EXERCISE INSTRUCTIONS: Leave out the pictures and restate the rest of the data exactly.

(Rows from a dataset of pages and code)
======

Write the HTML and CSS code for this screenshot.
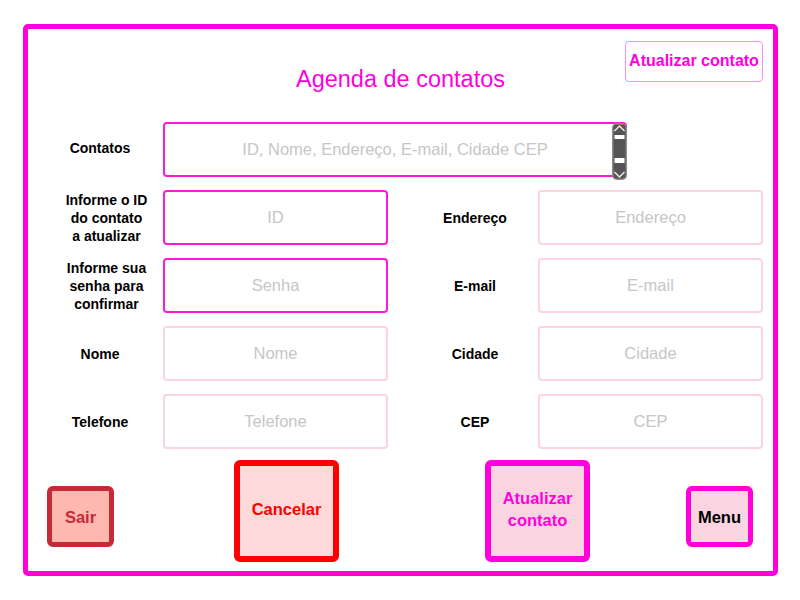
FILE: index.html
```html
<!DOCTYPE html>
<html lang="pt">
<head>
<meta charset="utf-8">
<title>Agenda de contatos</title>
<link rel="stylesheet" href="styles.css">
</head>
<body>
<div class="frame">
  <header class="head">
    <h1 class="title">Agenda de contatos</h1>
    <button class="top-btn">Atualizar contato</button>
  </header>

  <div class="form">
    <div class="lbl first">Contatos</div>
    <div class="list first">
      <span class="ph">ID, Nome, Endereço, E-mail, Cidade CEP</span>
      <svg class="scroll" width="15" height="57" viewBox="0 0 15 57">
        <rect x="0.75" y="0.75" width="13.5" height="55.5" rx="4" fill="#555555" stroke="#8a8a8a" stroke-width="1.5"/>
        <path d="M2.5 8 L7.5 3 L12.5 8" fill="none" stroke="#e8e8e8" stroke-width="1.5"/>
        <path d="M2.5 49 L7.5 54 L12.5 49" fill="none" stroke="#e8e8e8" stroke-width="1.5"/>
        <rect x="2.5" y="12" width="10" height="4" fill="#ffffff"/>
        <rect x="2.5" y="35" width="10" height="5" fill="#ffffff"/>
      </svg>
    </div>

    <div class="lbl multi">Informe o ID<br>do contato<br>a atualizar</div>
    <div class="field strong">ID</div>
    <div class="lbl right">Endereço</div>
    <div class="field">Endereço</div>

    <div class="lbl multi">Informe sua<br>senha para<br>confirmar</div>
    <div class="field strong">Senha</div>
    <div class="lbl right">E-mail</div>
    <div class="field">E-mail</div>

    <div class="lbl">Nome</div>
    <div class="field">Nome</div>
    <div class="lbl right">Cidade</div>
    <div class="field">Cidade</div>

    <div class="lbl">Telefone</div>
    <div class="field">Telefone</div>
    <div class="lbl right">CEP</div>
    <div class="field">CEP</div>
  </div>

  <div class="actions">
    <button class="btn small sair">Sair</button>
    <button class="btn big cancelar">Cancelar</button>
    <button class="btn big atualizar">Atualizar<br>contato</button>
    <button class="btn small menu">Menu</button>
  </div>
</div>
</body>
</html>
```

FILE: styles.css
```css
* { box-sizing: border-box; }

body {
  margin: 0;
  background: #ffffff;
  font-family: "Liberation Sans", Arial, sans-serif;
}

.frame {
  width: 755px;
  height: 552px;
  margin: 24px 0 0 23px;
  border: 5px solid #ff00dd;
  border-radius: 5px;
}

.head {
  display: grid;
  grid-template-columns: 1fr auto 1fr;
  padding: 12px 10px 0 10px;
}

.title {
  grid-column: 2;
  margin: 24px 0 0 0;
  font-size: 23.5px;
  line-height: 28px;
  font-weight: normal;
  color: #ff00dd;
  text-align: center;
}

.top-btn {
  grid-column: 3;
  justify-self: end;
  align-self: start;
  width: 138px;
  height: 41px;
  padding: 0 0 2px 0;
  border: 1px solid #ff8cf0;
  border-radius: 4px;
  background: #ffffff;
  color: #ff00dd;
  font-family: "Liberation Sans", Arial, sans-serif;
  font-weight: bold;
  font-size: 16px;
}

.form {
  display: grid;
  grid-template-columns: 123px 225px 150px 225px;
  grid-auto-rows: 55px;
  row-gap: 13px;
  margin: 29px 0 0 12px;
}

.lbl {
  align-self: center;
  padding-right: 3px;
  font-weight: bold;
  font-size: 14px;
  line-height: 18px;
  color: #000;
  text-align: center;
}

.lbl.multi { padding-left: 13px; }
.lbl.right { padding: 0 0 0 24px; }
.lbl.first { margin-bottom: 4px; }

.list {
  grid-column: 2 / 5;
  width: 464px;
  height: 55px;
  margin-bottom: 2px;
  position: relative;
  display: flex;
  align-items: center;
  justify-content: center;
  border: 2px solid #ff1ad9;
  border-radius: 4px;
}

.scroll {
  position: absolute;
  right: -2px;
  top: -1px;
}

.ph,
.field {
  color: #c6c6c6;
  font-size: 16.5px;
}

.field {
  display: flex;
  align-items: center;
  justify-content: center;
  border: 2px solid #fbd3e2;
  border-radius: 4px;
}

.field.strong { border-color: #ff1ad9; }

.actions {
  display: flex;
  align-items: flex-start;
  margin-top: 11px;
  padding-left: 19px;
}

.btn {
  padding: 0;
  font-family: "Liberation Sans", Arial, sans-serif;
  font-weight: bold;
  font-size: 16.5px;
  line-height: 22px;
  border-radius: 6px;
}

.btn.small {
  width: 67px;
  height: 61px;
  margin-top: 26px;
  border-width: 5px;
  border-style: solid;
}

.btn.big {
  width: 105px;
  height: 102px;
  padding-bottom: 4px;
  border-width: 6px;
  border-style: solid;
}

.sair {
  border-color: #c62a36;
  background: #ffb8b0;
  color: #c62a36;
}

.cancelar {
  margin-left: 120px;
  border-color: #ff0000;
  background: #fdd9d9;
  color: #ff0000;
}

.atualizar {
  margin-left: 146px;
  border-color: #ff00dd;
  background: #fad4e0;
  color: #ff00dd;
}

.menu {
  margin-left: 96px;
  border-color: #ff00dd;
  background: #fad4e0;
  color: #000;
}
```
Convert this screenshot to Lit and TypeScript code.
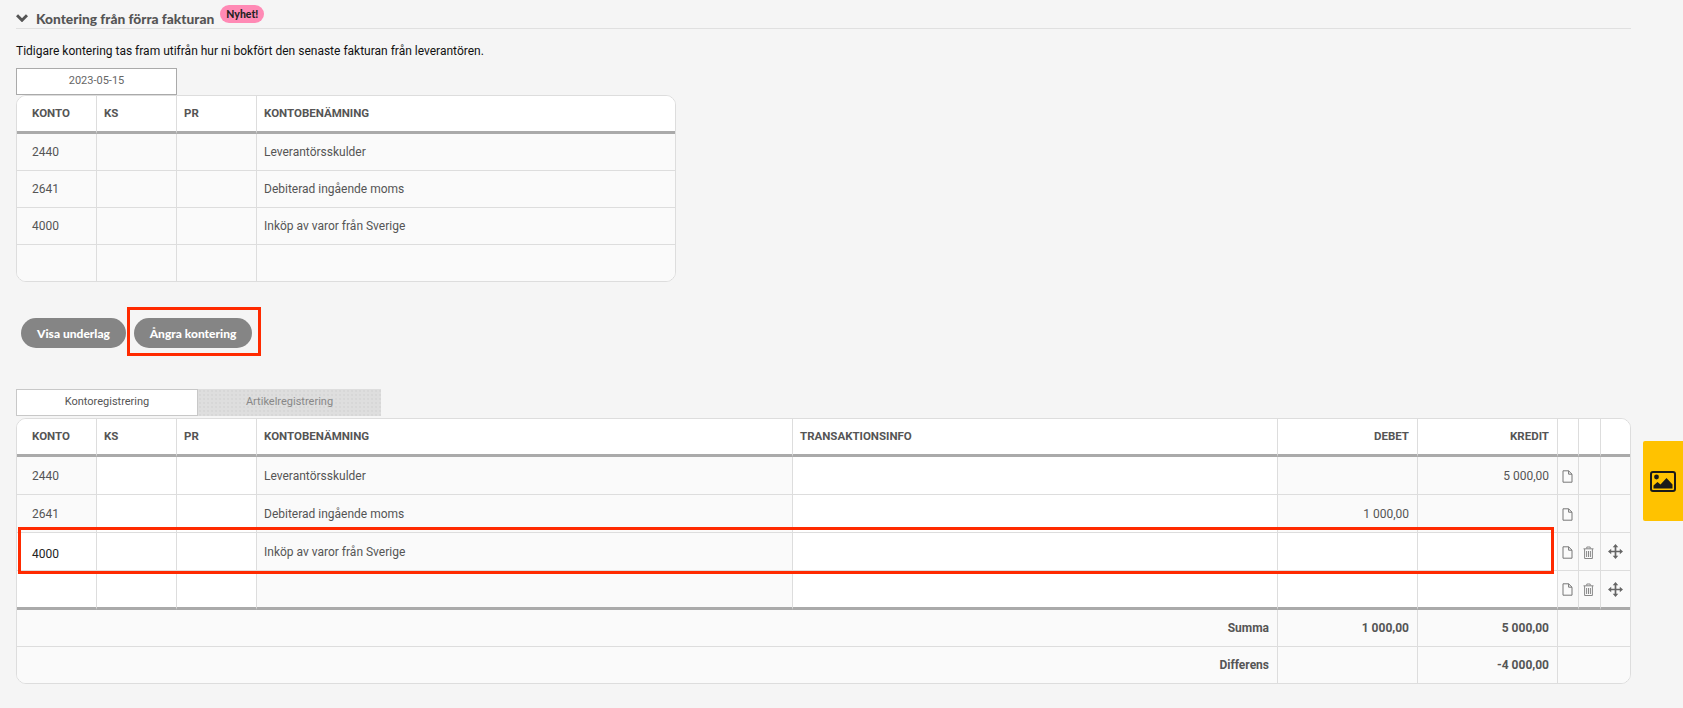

======

SOLUTION BELOW:
Write the HTML and CSS code for this screenshot.
FILE: index.html
```html
<!DOCTYPE html>
<html lang="pt">
<head>
<meta charset="utf-8">
<title>Agenda de contatos</title>
<link rel="stylesheet" href="styles.css">
</head>
<body>
<div class="frame">
  <header class="head">
    <h1 class="title">Agenda de contatos</h1>
    <button class="top-btn">Atualizar contato</button>
  </header>

  <div class="form">
    <div class="lbl first">Contatos</div>
    <div class="list first">
      <span class="ph">ID, Nome, Endereço, E-mail, Cidade CEP</span>
      <svg class="scroll" width="15" height="57" viewBox="0 0 15 57">
        <rect x="0.75" y="0.75" width="13.5" height="55.5" rx="4" fill="#555555" stroke="#8a8a8a" stroke-width="1.5"/>
        <path d="M2.5 8 L7.5 3 L12.5 8" fill="none" stroke="#e8e8e8" stroke-width="1.5"/>
        <path d="M2.5 49 L7.5 54 L12.5 49" fill="none" stroke="#e8e8e8" stroke-width="1.5"/>
        <rect x="2.5" y="12" width="10" height="4" fill="#ffffff"/>
        <rect x="2.5" y="35" width="10" height="5" fill="#ffffff"/>
      </svg>
    </div>

    <div class="lbl multi">Informe o ID<br>do contato<br>a atualizar</div>
    <div class="field strong">ID</div>
    <div class="lbl right">Endereço</div>
    <div class="field">Endereço</div>

    <div class="lbl multi">Informe sua<br>senha para<br>confirmar</div>
    <div class="field strong">Senha</div>
    <div class="lbl right">E-mail</div>
    <div class="field">E-mail</div>

    <div class="lbl">Nome</div>
    <div class="field">Nome</div>
    <div class="lbl right">Cidade</div>
    <div class="field">Cidade</div>

    <div class="lbl">Telefone</div>
    <div class="field">Telefone</div>
    <div class="lbl right">CEP</div>
    <div class="field">CEP</div>
  </div>

  <div class="actions">
    <button class="btn small sair">Sair</button>
    <button class="btn big cancelar">Cancelar</button>
    <button class="btn big atualizar">Atualizar<br>contato</button>
    <button class="btn small menu">Menu</button>
  </div>
</div>
</body>
</html>
```

FILE: styles.css
```css
* { box-sizing: border-box; }

body {
  margin: 0;
  background: #ffffff;
  font-family: "Liberation Sans", Arial, sans-serif;
}

.frame {
  width: 755px;
  height: 552px;
  margin: 24px 0 0 23px;
  border: 5px solid #ff00dd;
  border-radius: 5px;
}

.head {
  display: grid;
  grid-template-columns: 1fr auto 1fr;
  padding: 12px 10px 0 10px;
}

.title {
  grid-column: 2;
  margin: 24px 0 0 0;
  font-size: 23.5px;
  line-height: 28px;
  font-weight: normal;
  color: #ff00dd;
  text-align: center;
}

.top-btn {
  grid-column: 3;
  justify-self: end;
  align-self: start;
  width: 138px;
  height: 41px;
  padding: 0 0 2px 0;
  border: 1px solid #ff8cf0;
  border-radius: 4px;
  background: #ffffff;
  color: #ff00dd;
  font-family: "Liberation Sans", Arial, sans-serif;
  font-weight: bold;
  font-size: 16px;
}

.form {
  display: grid;
  grid-template-columns: 123px 225px 150px 225px;
  grid-auto-rows: 55px;
  row-gap: 13px;
  margin: 29px 0 0 12px;
}

.lbl {
  align-self: center;
  padding-right: 3px;
  font-weight: bold;
  font-size: 14px;
  line-height: 18px;
  color: #000;
  text-align: center;
}

.lbl.multi { padding-left: 13px; }
.lbl.right { padding: 0 0 0 24px; }
.lbl.first { margin-bottom: 4px; }

.list {
  grid-column: 2 / 5;
  width: 464px;
  height: 55px;
  margin-bottom: 2px;
  position: relative;
  display: flex;
  align-items: center;
  justify-content: center;
  border: 2px solid #ff1ad9;
  border-radius: 4px;
}

.scroll {
  position: absolute;
  right: -2px;
  top: -1px;
}

.ph,
.field {
  color: #c6c6c6;
  font-size: 16.5px;
}

.field {
  display: flex;
  align-items: center;
  justify-content: center;
  border: 2px solid #fbd3e2;
  border-radius: 4px;
}

.field.strong { border-color: #ff1ad9; }

.actions {
  display: flex;
  align-items: flex-start;
  margin-top: 11px;
  padding-left: 19px;
}

.btn {
  padding: 0;
  font-family: "Liberation Sans", Arial, sans-serif;
  font-weight: bold;
  font-size: 16.5px;
  line-height: 22px;
  border-radius: 6px;
}

.btn.small {
  width: 67px;
  height: 61px;
  margin-top: 26px;
  border-width: 5px;
  border-style: solid;
}

.btn.big {
  width: 105px;
  height: 102px;
  padding-bottom: 4px;
  border-width: 6px;
  border-style: solid;
}

.sair {
  border-color: #c62a36;
  background: #ffb8b0;
  color: #c62a36;
}

.cancelar {
  margin-left: 120px;
  border-color: #ff0000;
  background: #fdd9d9;
  color: #ff0000;
}

.atualizar {
  margin-left: 146px;
  border-color: #ff00dd;
  background: #fad4e0;
  color: #ff00dd;
}

.menu {
  margin-left: 96px;
  border-color: #ff00dd;
  background: #fad4e0;
  color: #000;
}
```
Convert this screenshot to Lit and TypeScript code.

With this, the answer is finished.